A chef for all seasons

June 7, 2017, 12:00 am

Those who haven’t ravenously pursued the history of food can be forgiven for never having heard of Jeremiah Tower but, fact is, he’s a titan in the culinary world known to everyone from Batali to Bourdain, Stewart and beyond. He is (or was) the blueprint for the modern celebrity chef and the single most important pioneer of California cuisine.

In The Last Magnificent, from director Lydia Tenaglia (better-known as a producer for Anthony Bourdain’s No Reservations), we learn the hows and whys of Tower’s path to veritable superstardom (at least in the culinary world), observe his meteoric rise to fame and, sadly, his self-inflicted fall into isolation and relative obscurity. Tower says it himself in the doc’s opening minutes: He can’t really be around people.
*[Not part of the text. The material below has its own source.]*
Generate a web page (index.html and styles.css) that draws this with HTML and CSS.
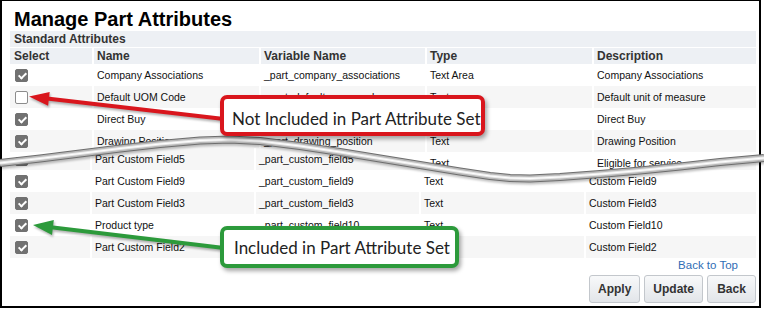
FILE: index.html
```html
<!DOCTYPE html>
<html lang="en">
<head>
    <meta charset="UTF-8">
    <title>Manage Part Attributes</title>
    <link rel="stylesheet" href="styles.css">
</head>
<body>
    <div class="shot">
        <div class="frame">
            <h1 class="title">Manage Part Attributes</h1>
            <div class="section">Standard Attributes</div>

            <div class="grid grid-head">
                <div class="cell sel">Select</div>
                <div class="cell">Name</div>
                <div class="cell">Variable Name</div>
                <div class="cell">Type</div>
                <div class="cell">Description</div>
            </div>

            <!-- top half of the list -->
            <div class="piece piece-top">
                <div class="grid row">
                    <div class="cell sel"><span class="cb on"></span></div>
                    <div class="cell">Company Associations</div>
                    <div class="cell">_part_company_associations</div>
                    <div class="cell">Text Area</div>
                    <div class="cell">Company Associations</div>
                </div>
                <div class="grid row alt">
                    <div class="cell sel"><span class="cb"></span></div>
                    <div class="cell">Default UOM Code</div>
                    <div class="cell">_part_default_uom_code</div>
                    <div class="cell">Text</div>
                    <div class="cell">Default unit of measure</div>
                </div>
                <div class="grid row">
                    <div class="cell sel"><span class="cb on"></span></div>
                    <div class="cell">Direct Buy</div>
                    <div class="cell">_part_direct_buy</div>
                    <div class="cell">Text</div>
                    <div class="cell">Direct Buy</div>
                </div>
                <div class="grid row alt">
                    <div class="cell sel"><span class="cb on"></span></div>
                    <div class="cell">Drawing Position</div>
                    <div class="cell">_part_drawing_position</div>
                    <div class="cell">Text</div>
                    <div class="cell">Drawing Position</div>
                </div>
                <div class="grid row">
                    <div class="cell sel"><span class="cb on"></span></div>
                    <div class="cell">Eligible for Service</div>
                    <div class="cell">_part_eligible_for_service</div>
                    <div class="cell">Text</div>
                    <div class="cell">Eligible for service</div>
                </div>
            </div>

            <!-- bottom half, cut along the tear -->
            <div class="piece piece-bottom">
                <div class="grid row alt">
                    <div class="cell sel"><span class="cb on"></span></div>
                    <div class="cell">Part Custom Field5</div>
                    <div class="cell">_part_custom_field5</div>
                    <div class="cell">Text</div>
                    <div class="cell">Custom Field5</div>
                </div>
                <div class="grid row">
                    <div class="cell sel"><span class="cb on"></span></div>
                    <div class="cell">Part Custom Field9</div>
                    <div class="cell">_part_custom_field9</div>
                    <div class="cell">Text</div>
                    <div class="cell">Custom Field9</div>
                </div>
                <div class="grid row alt">
                    <div class="cell sel"><span class="cb on"></span></div>
                    <div class="cell">Part Custom Field3</div>
                    <div class="cell">_part_custom_field3</div>
                    <div class="cell">Text</div>
                    <div class="cell">Custom Field3</div>
                </div>
                <div class="grid row">
                    <div class="cell sel"><span class="cb on"></span></div>
                    <div class="cell">Product type</div>
                    <div class="cell">_part_custom_field10</div>
                    <div class="cell">Text</div>
                    <div class="cell">Custom Field10</div>
                </div>
                <div class="grid row alt">
                    <div class="cell sel"><span class="cb on"></span></div>
                    <div class="cell">Part Custom Field2</div>
                    <div class="cell">_part_custom_field2</div>
                    <div class="cell">Text</div>
                    <div class="cell">Custom Field2</div>
                </div>
            </div>

            <div class="top-link"><a href="#">Back to Top</a></div>
            <div class="actions">
                <button class="btn">Apply</button>
                <button class="btn">Update</button>
                <button class="btn">Back</button>
            </div>
        </div>

        <svg class="marks" width="764" height="310" viewBox="0 0 764 310">
            <defs>
                <path id="tear-line" d="M0,163 L40,158.5 L80,153.5 L120,148.5 L160,144 L200,140.5 L230,139.5 L260,141 L300,146 L340,152 L380,158.5 L420,165 L460,171.5 L490,176 L510,178 L530,178.5 L560,177 L600,174 L640,170.5 L680,166.5 L720,162 L764,158"/>
            </defs>
            <g class="tear" fill="none" stroke-linejoin="round">
                <use href="#tear-line" stroke="#6e6e6e" stroke-width="8"/>
                <use href="#tear-line" stroke="#b8b8b8" stroke-width="6"/>
                <use href="#tear-line" stroke="#e8e8e8" stroke-width="3"/>
                <use href="#tear-line" stroke="#ffffff" stroke-width="1"/>
            </g>
            <g class="arrow">
                <line x1="47" y1="98.6" x2="224" y2="119" stroke="#d9161d" stroke-width="4"/>
                <polygon points="29,96.5 48.1,105.8 49.7,91.9" fill="#d9161d"/>
            </g>
            <g class="arrow">
                <line x1="51" y1="227.2" x2="224" y2="248" stroke="#2c9a3b" stroke-width="4"/>
                <polygon points="33,225 52,234.9 53.8,220" fill="#2c9a3b"/>
            </g>
        </svg>

        <div class="callout callout-red">Not Included in Part Attribute Set</div>
        <div class="callout callout-green">Included in Part Attribute Set</div>
    </div>
</body>
</html>
```

FILE: styles.css
```css
* {
    box-sizing: border-box;
}

body {
    margin: 0;
    background: #ffffff;
    font-family: "Liberation Sans", Arial, sans-serif;
    color: #111111;
}

.shot {
    position: relative;
    width: 764px;
    height: 310px;
    overflow: hidden;
}

.frame {
    width: 761px;
    height: 308px;
    border: solid #000000;
    border-width: 1px 2px 2px 2px;
    padding: 8px 3px 0 8px;
}

.title {
    margin: 0 0 2px 4px;
    font-size: 20px;
    line-height: 20px;
    font-weight: bold;
    color: #000000;
}

.section {
    height: 16px;
    line-height: 16px;
    margin-bottom: 1px;
    padding-left: 4px;
    background: #edf0f4;
    font-size: 12px;
    font-weight: bold;
    color: #333333;
}

.grid {
    display: grid;
    grid-template-columns: 82px 165px 164px 165px 1fr;
    column-gap: 2px;
}

.grid-head .cell {
    height: 16px;
    line-height: 16px;
    padding-left: 3px;
    background: #edf0f4;
    font-size: 12px;
    font-weight: bold;
    color: #333333;
}

.grid-head .cell.sel {
    padding-left: 4px;
}

.row {
    height: 22px;
}

.row .cell {
    display: flex;
    align-items: center;
    padding-left: 3px;
    background: #ffffff;
    font-size: 10.5px;
    white-space: nowrap;
    overflow: hidden;
}

.row.alt .cell {
    background: #f6f6f6;
}

.row .cell.sel {
    padding-left: 5px;
}

.piece-bottom {
    margin-top: -26px;
    background: #ffffff;
    clip-path: polygon(-10px 15px, 30px 10.5px, 70px 5.5px, 110px 0.5px, 150px -4px, 190px -7.5px, 220px -8.5px, 250px -7px, 290px -2px, 330px 4px, 370px 10.5px, 410px 17px, 450px 23.5px, 480px 28px, 500px 30px, 520px 30.5px, 550px 29px, 590px 26px, 630px 22.5px, 670px 18.5px, 710px 14px, 760px 10px, 760px 200px, -10px 200px);
}

.piece-bottom .grid {
    grid-template-columns: 80px 162px 163px 163px 1fr;
}

/* checkboxes */
.cb {
    position: relative;
    width: 13px;
    height: 13px;
    border: 1px solid #8c8c8c;
    border-radius: 2px;
    background: #ffffff;
}

.cb.on {
    background: #717171;
    border-color: #717171;
}

.cb.on::after {
    content: "";
    position: absolute;
    left: 3.5px;
    top: 1px;
    width: 3px;
    height: 6px;
    border: solid #ffffff;
    border-width: 0 2px 2px 0;
    transform: rotate(45deg);
}

.top-link {
    height: 15px;
    line-height: 15px;
    padding-right: 18px;
    text-align: right;
    font-size: 11.5px;
}

.top-link a {
    color: #2f6db5;
    text-decoration: none;
}

.actions {
    display: flex;
    justify-content: flex-end;
    gap: 4px;
    margin-top: 2px;
}

.btn {
    height: 28px;
    min-width: 49px;
    padding: 0 8px;
    border: 1px solid #c3c7cc;
    border-radius: 3px;
    background: linear-gradient(#f8f9fa, #e2e5e9);
    font-family: "Liberation Sans", Arial, sans-serif;
    font-size: 12px;
    font-weight: bold;
    color: #333333;
}

/* annotations drawn over the screenshot */
.marks {
    position: absolute;
    left: 0;
    top: 0;
    pointer-events: none;
}

.tear {
    filter: drop-shadow(1px 2px 1px rgba(0, 0, 0, 0.25));
}

.arrow {
    filter: drop-shadow(1px 2px 1px rgba(0, 0, 0, 0.3));
}

.callout {
    position: absolute;
    display: flex;
    align-items: center;
    border: 4px solid;
    border-radius: 7px;
    background: #ffffff;
    box-shadow: 2px 3px 4px rgba(0, 0, 0, 0.35);
    font-family: Lato, "Open Sans", sans-serif;
    font-size: 17px;
    color: #222222;
}

.callout-red {
    left: 220px;
    top: 95px;
    width: 265px;
    height: 41px;
    padding: 5px 0 0 8px;
    border-color: #d9161d;
}

.callout-green {
    left: 220px;
    top: 226px;
    width: 239px;
    height: 42px;
    padding-left: 10px;
    border-color: #2c9a3b;
}
```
As a child, Tower’s parents whisked him across the globe on luxury ships, exposing him to the first-class fineries of travel and food. By his late 20s, however, he left Harvard never having worked and with essentially no tangible skills. But through a serendipitous position in the early ’70s alongside restauranteur and founder of the legendary Berkeley eatery Chez Panisse, Alice Waters, he honed his skills and proved a stalwart and studied food obsessive.

But Tower was also a stubborn visionary, unwilling or unable to collaborate effectively. At the hands of this inability to sacrifice his own wants, he left Chez Panisse, helmed his own ill-fated San Francisco restaurant, Stars, retired from cooking for 15 years and finally took position at NYC’s famed Tavern on the Green. It did not go well.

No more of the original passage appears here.